Over het instellen van een quotum per universiteit is de mening van het VGSO duidelijk. “Het is een voordeel van Vlaanderen om via een centrale selectie aan elke universiteit te kunnen studeren. In Nederland is dat helemaal anders. Ik denk dat we absoluut niet naar zo’n systeem moeten evolueren”, beweert Max stellig. In Nederland heeft elke universiteit een eigen quotum en toelatingsvisie, acht visies in totaal, dus uiteraard ook acht websites met een ongestructureerde informatievoorziening. De ene werkt met toelatingstoetsen, een andere met motivatiebrieven of schoolcijfers, maar de meeste kiezen voor een onbegrijpelijke pseudorandom combinatie van eerdergenoemde ideeën.

artsen opleiden zonder grenzen

Een afgestudeerde geneeskundestudent wordt pas arts bij het verkrijgen van een RIZIV-nummer. Op federaal niveau worden er jaarlijks twee afzonderlijke aantallen RIZIV-nummers bepaald, een voor Wallonië en een voor Vlaanderen. De theorie: Wallonië en Vlaanderen zorgen er door middel van een instroombeperking voor dat elke geneeskundestudent na zes jaar een RIZIV-nummer kan krijgen. Nu de praktijk: Vlaanderen zorgt met een toelatingsexamen voor die beperkte instroom. Wallonië had 25 jaar lang geen instroombeperking en kwam daardoor jaarlijks RIZIV-nummers te kort. Dat Waalse fenomeen noem ik als redacteur graag het artsen-opleiden-zonder-grenzenmodel. Een soort Artsen zonder Grenzen, maar dan zonder mensen in nood te helpen, publiek respect en donaties. Eigenlijk helemaal geen Artsen zonder Grenzen bedenk ik me nu. Tot onvrede aan Vlaamse zijde reikte de federale overheid elk jaar opnieuw extra RIZIV-nummers uit aan Wallonië, waardoor het model onbestraft bleef. “We hebben een lange historie meegemaakt”, vertelt Max, “waarin we zaken aan de andere kant van de taalgrens absoluut niet vonden kunnen.” Of deze onvrede heeft geleid tot een wraakzuchtige quotaverhoging van minister Weyts is onbekend. Het artsen-opleiden-zonder-grenzenmodel heeft ook geleid tot een overschot aan artsen in Wallonië. Mede hierdoor heeft federaal minister van Volksgezondheid Frank Vandenbroucke vorig jaar een akkoord met Wallonië bereikt, waardoor daar vanaf huidig academiejaar een vergelijkbaar toelatingsexamen is als in Vlaanderen.

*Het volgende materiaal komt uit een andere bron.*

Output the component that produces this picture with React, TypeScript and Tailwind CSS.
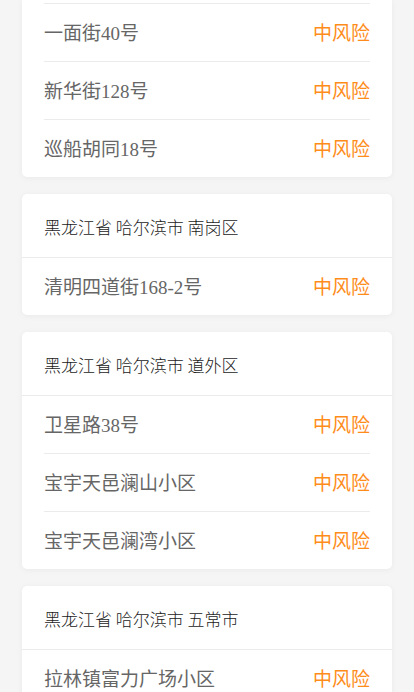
const groups = [
  {
    region: null as string | null,
    places: ["一面街40号", "新华街128号", "巡船胡同18号"],
  },
  {
    region: "黑龙江省 哈尔滨市 南岗区",
    places: ["清明四道街168-2号"],
  },
  {
    region: "黑龙江省 哈尔滨市 道外区",
    places: ["卫星路38号", "宝宇天邑澜山小区", "宝宇天邑澜湾小区"],
  },
  {
    region: "黑龙江省 哈尔滨市 五常市",
    places: ["拉林镇富力广场小区"],
  },
];

function RiskRow({ name, first }: { name: string; first: boolean }) {
  return (
    <div className={`mx-[22px] flex items-center ${first ? "h-[57px]" : "h-[58px] border-t border-[#ebebeb]"}`}>
      <div className="flex-1 flex items-baseline justify-between text-[19px] leading-[24px]">
        <span className="text-[#666] font-['Liberation_Serif','Noto_Sans_CJK_SC',serif]">{name}</span>
        <span className="text-[#ff8c1a] font-['Noto_Sans_CJK_SC',sans-serif]">中风险</span>
      </div>
    </div>
  );
}

export default function App() {
  return (
    <div className="h-[692px] overflow-hidden bg-[#f5f5f5] px-[22px]">
      <div className="flex flex-col gap-[17px]">
        {groups.map((g, gi) => (
          <div
            key={gi}
            className={`bg-white shadow-[0_1px_6px_rgba(0,0,0,0.05)] ${gi === 0 ? "rounded-b-[5px] pt-[3px]" : "rounded-[5px]"}`}
          >
            {g.region && (
              <div className="h-[64px] px-[22px] pt-[2px] flex items-center border-b border-[#ebebeb] text-[17px] font-light text-[#1a1a1a] font-['Noto_Sans_CJK_SC',sans-serif]">
                {g.region}
              </div>
            )}
            {g.places.map((p, i) => (
              <RiskRow key={p} name={p} first={i === 0 && !!g.region} />
            ))}
          </div>
        ))}
      </div>
    </div>
  );
}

In het kort, die vijfde geneeskundestudent leidt tot veel discussie, maar als het lukt de kwaliteit van de opleiding geneeskunde te garanderen, kan die huisarts worden of voor Artsen zonder Grenzen gaan werken. Kwaliteitsvol onderwijs blijft het speerpunt van het VGSO. Max benadrukt: “We willen dat studenten die nu starten, een minstens even kwaliteitsvolle opleiding krijgen als wij hebben gehad.”